Hoodoos are odd enough on their own. These naturally occurring, freestanding rock formations don’t take much to stand out. But rarely are they seen in the density and scale found in Chiricahua National Monument. While a relatively small park in a remote southeast corner of Arizona, Chiricahua preserves an expansive network of canyons littered with rhyolite hoodoos. After taking a moment to gape at its scale from Massai Point, the next thing to do when visiting this remote sky island is obvious: it’s time to hike. And one of the standout trails for taking in these stone pillars is the 3.3 mile Echo Canyon Loop Trail.
Chiricahua Rhyolite Hoodoos
Chiricahua’s hoodoos strike an odd contrast to better-known formations such as the sandstone spires of Bryce Canyon National Park, but the comparison is noteworthy. While Bryce’s whimsical pink formations draw millions from around the world, Chiricahua is a lesser-visited National Monument, but its rhyolite hoodoos are much larger and lime green. Well, the stone is grey, but they are covered in lime and mint green lichen. The effect is otherworldly.
Visiting Echo Canyon
Echo Canyon’s trailhead is accessible by a parking lot just off Bonita Canyon Road—the main drag through Chiricahua National Monument. This is the obvious and most direct starting point for those focused on hiking Echo Canyon Loop. But for those who can’t get a spot in the Echo Canyon parking lot (it fills up early), the trail is also accessible from Massai Point via a 0.3-mile connecting trail. In fact, the Massai Point can be an ideal starting point regardless. It’s hard to beat the views of Massai point as the beginning and end of this loop trail, even though it does add a little over half a mile to the hike.

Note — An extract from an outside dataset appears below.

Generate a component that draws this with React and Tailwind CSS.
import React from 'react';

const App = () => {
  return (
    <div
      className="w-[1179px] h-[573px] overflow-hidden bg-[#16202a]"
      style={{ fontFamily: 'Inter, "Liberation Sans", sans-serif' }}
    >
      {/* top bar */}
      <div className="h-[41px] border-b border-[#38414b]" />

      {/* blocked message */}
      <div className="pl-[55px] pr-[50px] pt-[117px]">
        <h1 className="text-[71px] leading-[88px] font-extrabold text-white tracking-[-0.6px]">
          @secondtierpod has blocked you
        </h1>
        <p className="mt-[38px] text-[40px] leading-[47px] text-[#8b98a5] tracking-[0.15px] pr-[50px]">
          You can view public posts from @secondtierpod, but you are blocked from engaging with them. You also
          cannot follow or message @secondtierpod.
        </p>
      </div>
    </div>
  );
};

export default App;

The loop is best tackled in a counterclockwise direction. This way, hikers start by wandering among the hoodoos. While some sections of the trail have been carved out, much of this section involves walking on rock. This portion of the trail can be a little uneven and involve some large steps, which are best to tackle while fresh at the beginning of the hike. Halfway through the trail, the landscape opens up with views of Rhyolite Canyon and the grassy plains beyond the park in the distance. Up to this point, the trail gradually travels down into Echo Canyon. The second half of the trail is a relatively gentle elevation gain, now skirting the steep canyon walls on a long graded dirt track with occasional weathered trees.

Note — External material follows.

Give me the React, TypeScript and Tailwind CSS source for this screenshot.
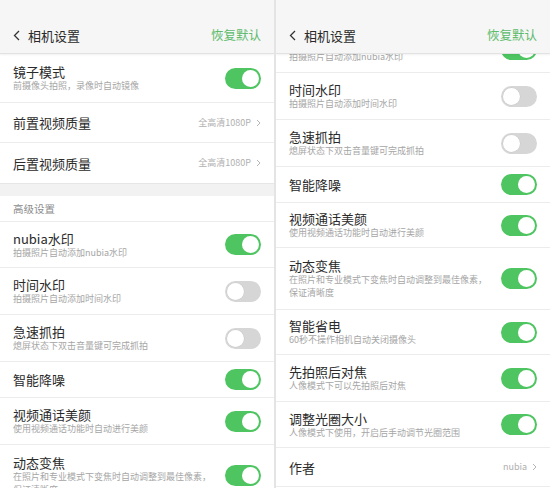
import React from 'react';

const font = { fontFamily: '"Noto Sans CJK SC", "Noto Sans", sans-serif' };

const Toggle: React.FC<{ on?: boolean }> = ({ on }) => (
  <div
    className={`w-[36px] h-[21px] rounded-full p-[2px] flex shrink-0 ${
      on ? 'bg-[#4ec561] justify-end' : 'bg-[#d6d6d6] justify-start'
    }`}
  >
    <div className={`w-[17px] h-[17px] rounded-full bg-white ${on ? '' : 'shadow-[0_0_0_0.5px_#c8c8c8]'}`} />
  </div>
);

const Chevron: React.FC<{ className?: string }> = ({ className }) => (
  <svg width="5" height="8" viewBox="0 0 5 8" className={className}>
    <polyline points="1,1 4,4 1,7" fill="none" stroke="#b5b5b5" strokeWidth="1" />
  </svg>
);

interface RowProps {
  title: string;
  sub?: string[];
  on?: boolean;
  value?: string;
  h: string;
  last?: boolean;
}

const Row: React.FC<RowProps> = ({ title, sub, on, value, h, last }) => (
  <div
    className={`${h} shrink-0 flex items-center justify-between pl-[13px] pr-[13px] ${
      last ? '' : 'border-b border-[#ececec]'
    }`}
  >
    <div className="flex flex-col">
      <span className="text-[13px] leading-[15px] text-[#2a2a2a]">{title}</span>
      {sub?.map((s) => (
        <span key={s} className="text-[9px] leading-[12px] text-[#a6a6a6] mt-[1px]">
          {s}
        </span>
      ))}
    </div>
    {value !== undefined ? (
      <div className="flex items-center gap-[5px]">
        <span className="text-[9px] text-[#b0b0b0]">{value}</span>
        <Chevron />
      </div>
    ) : (
      <Toggle on={on} />
    )}
  </div>
);

const Header = () => (
  <div className="h-[54px] shrink-0 bg-[#f6f6f6] border-b border-[#e2e2e2] shadow-[0_1px_2px_rgba(0,0,0,0.06)] flex items-end pb-[8px] px-[13px] justify-between relative z-10">
    <div className="flex items-center gap-[8px]">
      <svg width="7" height="11" viewBox="0 0 7 11">
        <polyline points="6,1 1.5,5.5 6,10" fill="none" stroke="#333" strokeWidth="1.3" />
      </svg>
      <span className="text-[13px] text-[#2a2a2a]">相机设置</span>
    </div>
    <span className="text-[12.5px] text-[#5dbb6c]">恢复默认</span>
  </div>
);

const LeftPanel = () => (
  <div className="flex flex-col bg-white h-[488px] overflow-hidden">
    <Header />
    <Row h="h-[49px]" title="镜子模式" sub={['前摄像头拍照，录像时自动镜像']} on />
    <Row h="h-[40px]" title="前置视频质量" value="全高清1080P" />
    <Row h="h-[40px]" title="后置视频质量" value="全高清1080P" last />
    <div className="h-[13px] shrink-0 bg-[#f2f2f2] border-t border-[#e6e6e6]" />
    <div className="h-[26px] shrink-0 flex items-center px-[13px] border-b border-[#ececec]">
      <span className="text-[10.5px] text-[#8c8c8c]">高级设置</span>
    </div>
    <Row h="h-[46px]" title="nubia水印" sub={['拍摄照片自动添加nubia水印']} on />
    <Row h="h-[47px]" title="时间水印" sub={['拍摄照片自动添加时间水印']} />
    <Row h="h-[47px]" title="急速抓拍" sub={['熄屏状态下双击音量键可完成抓拍']} />
    <Row h="h-[36px]" title="智能降噪" on />
    <Row h="h-[47px]" title="视频通话美颜" sub={['使用视频通话功能时自动进行美颜']} on />
    <Row
      h="h-[62px]"
      title="动态变焦"
      sub={['在照片和专业模式下变焦时自动调整到最佳像素，', '保证清晰度']}
      on
    />
  </div>
);

const RightPanel = () => (
  <div className="flex flex-col bg-white h-[488px] overflow-hidden">
    <Header />
    <div className="flex flex-col -mt-[28px]">
      <Row h="h-[47px]" title="nubia水印" sub={['拍摄照片自动添加nubia水印']} on />
      <Row h="h-[47px]" title="时间水印" sub={['拍摄照片自动添加时间水印']} />
      <Row h="h-[47px]" title="急速抓拍" sub={['熄屏状态下双击音量键可完成抓拍']} />
      <Row h="h-[36px]" title="智能降噪" on />
      <Row h="h-[45px]" title="视频通话美颜" sub={['使用视频通话功能时自动进行美颜']} on />
      <Row
        h="h-[62px]"
        title="动态变焦"
        sub={['在照片和专业模式下变焦时自动调整到最佳像素，', '保证清晰度']}
        on
      />
      <Row h="h-[45px]" title="智能省电" sub={['60秒不操作相机自动关闭摄像头']} on />
      <Row h="h-[47px]" title="先拍照后对焦" sub={['人像模式下可以先拍照后对焦']} on />
      <Row h="h-[46px]" title="调整光圈大小" sub={['人像模式下使用，开启后手动调节光圈范围']} on />
      <Row h="h-[39px]" title="作者" value="nubia" />
    </div>
  </div>
);

export default function App() {
  return (
    <div style={font} className="w-[550px] h-[488px] grid grid-cols-[274px_274px] gap-[2px] bg-[#e4e4e4] overflow-hidden">
      <LeftPanel />
      <RightPanel />
    </div>
  );
}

There are three notable forks in the trail. The first, 1.6 miles in, splits south for the Upper Rhyolite Canyon Trail. Hike 0.8-miles further, and another trail forks south for Mushroom Rock Trail. Both are marked and include steep descents, so it is relatively easy to stay on the Echo Canyon route. The final fork is near the end of the Echo Canyon Loop and hooks up with Massai Point. As noted earlier, this can be a worthwhile detour for those with the energy but does add a little over half a mile to the overall hike. Otherwise, the trail concludes in a moderately steep climb back to the trailhead.

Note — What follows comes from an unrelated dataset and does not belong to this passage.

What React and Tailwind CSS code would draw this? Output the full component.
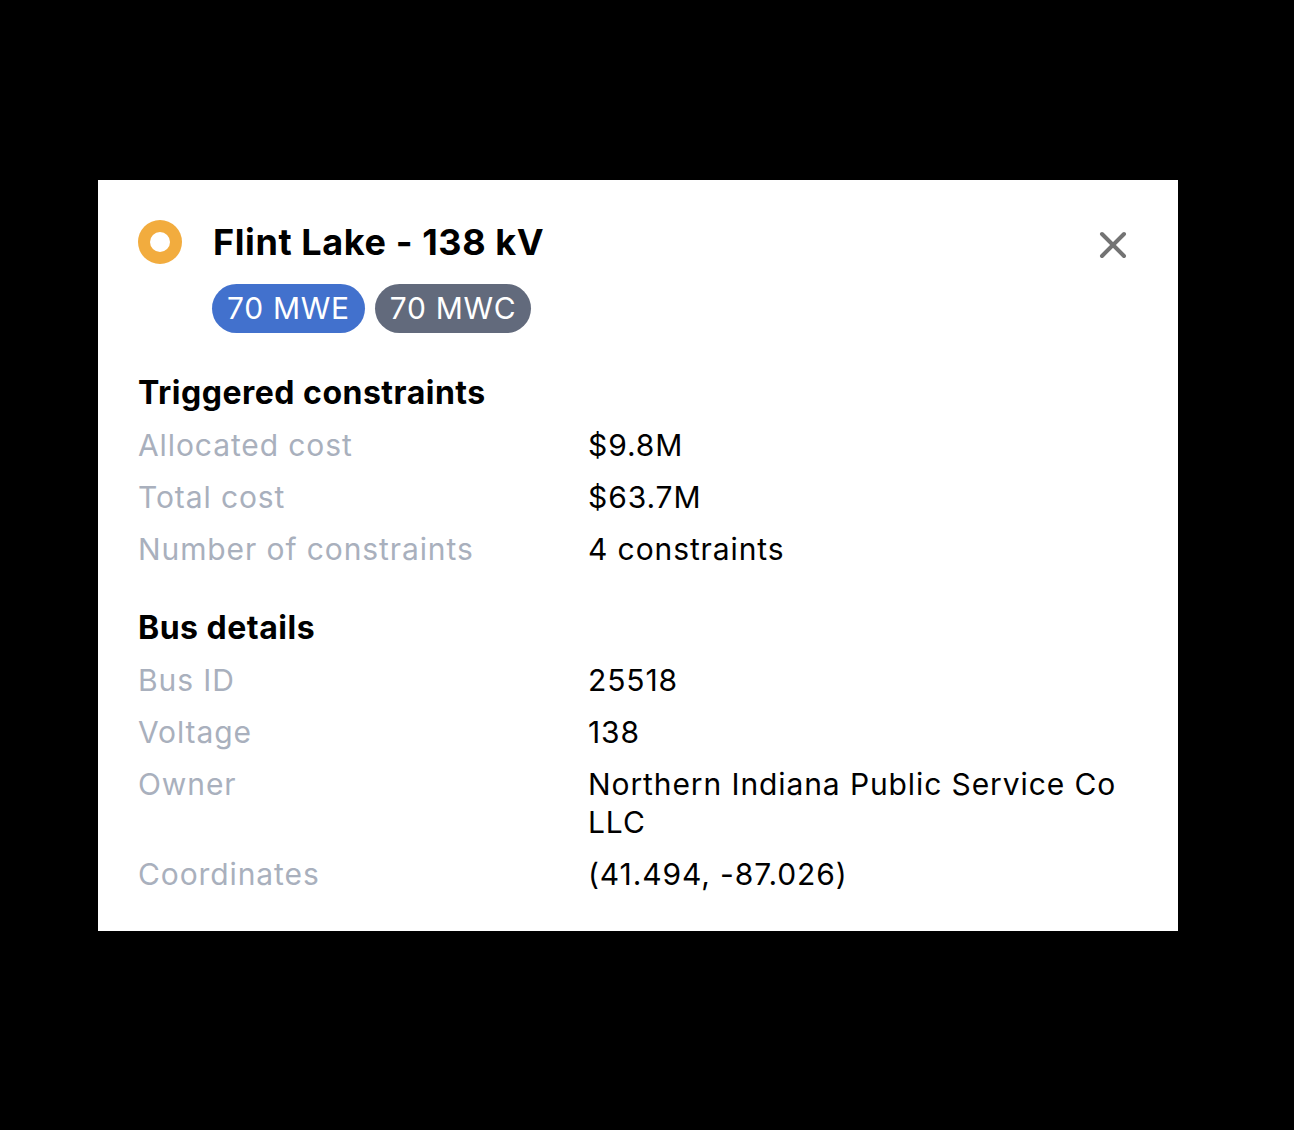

Chiricahua is a wilderness area. Emergency intervention can be slow and difficult. So, practice safe recreation by being aware of common risks in the area and preparing ahead of time. Cougars, black bears, and rattlesnakes are native to this park. Be aware of cacti, cliffs, falling rocks, desert temperatures, and changing weather. Before taking off, plan to be back before dark and alert someone outside of the hiking group of your plans. Stay on designated trails for your safety and the preservation of this wilderness. Wear proper footwear and be careful not to step on loose rocks. Travel with enough water and other nutrients for the trail you are tackling. I know it all seems obvious, but accidents happen, and preparation is a key to survival.
At 5:30 AM, we are up and preparing for our approach to Massai Point and sunrise over the rhyolite hoodoos. We watch the sky shift from pale grey to purple to pink to gold and finally settling into a brilliant blue while wandering the scenic Massai Nature Trail. Then we launch down the narrow gravel 0.3-mile connection to the Echo Canyon Loop trail. Here, the trail is a moderate 3.3 miles, but we take hours crawling through the cavernous Grotto and wandering down Wall Street. By the time the path turns back towards the trailhead, we have dipped into the canyon with extensive views of these radical rock formations on both sides. Best of all, our early arrival allowes us to experience the entire trail without encountering other hikers. Granted, even in more crowded circumstances, this is a hike worth the detour.